Is that possible to train the weights in CrossEntropyLoss?

deJQK · June 19, 2018, 7:28pm

I am trying to train the weight used in CrossEntropyLoss, and my code is something like this:

...
loss_weights = nn.Parameter(nn.Softmax()(torch.randn(n_classes, device=device, requires_grad=True)))
criterion = nn.CrossEntropyLoss(weight=loss_weights, size_average=False)
optimizer_ft = optim.SGD(list(mdl.parameters()) + list(loss_weights), lr=0.001, momentum=0.9)
...

But is report ‘can’t optimized non-leaf Tensor’ error.

How is that possible to do this?

richard · June 20, 2018, 4:19pm

The problem with this statement is that a leaf tensor is being created (torch.randn(..., requires_grad=True)) and then it is being hidden because nn.Softmax() returns a new tensor.

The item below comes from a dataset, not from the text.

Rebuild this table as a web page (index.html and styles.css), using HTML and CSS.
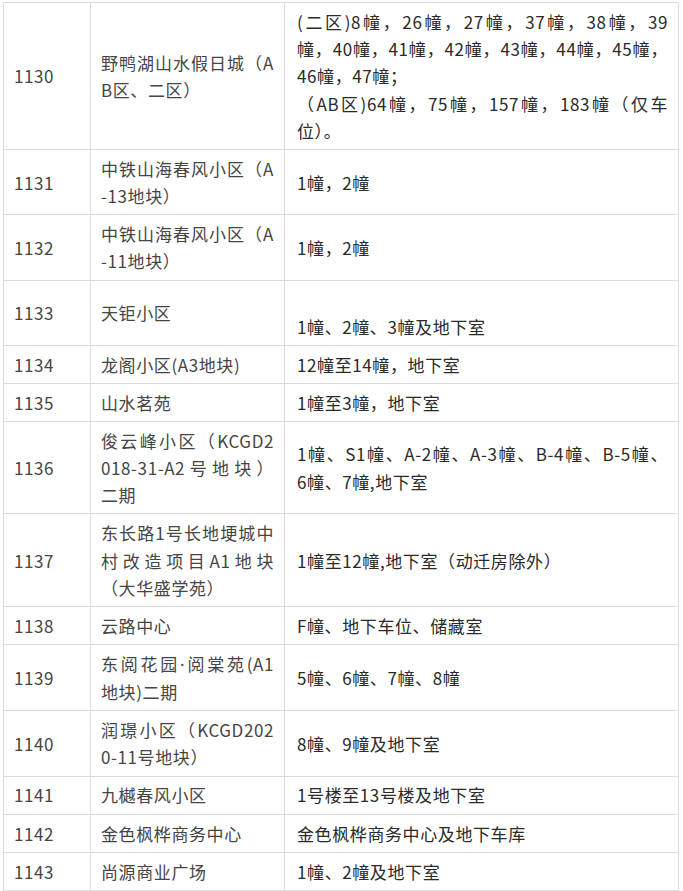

To make this work, try something like:

initial_weights = nn.Softmax()(torch.randn(n_classes, device=device)
loss_weights = torch.zeros_like(initial_weights, requires_grad=True)
# Don't record the following operation in autograd
with torch.no_grad():
    loss_weights.copy_(initial_weights)

and then proceed to optimize loss_weights

deJQK · June 20, 2018, 8:14pm

Hi @richard, thanks for your kind help. Finally I changed my code in some other way but got another error saying 'the derivative for 'weight' is not implemented', so it seems impossible to optimize the weights in CrossEntropyLoss function, and on the official website, it is said manual rescaling weight. Maybe I need to use some log function from torch to implement the cross entropy loss by myself.

GUPTA_NAMAN · May 7, 2021, 6:52pm

you cannot have them trainable. your weightage might go to negative infinity.

deJQK · May 7, 2021, 8:48pm

Hi Naman,

Thanks. The softmax operation prevents infinity.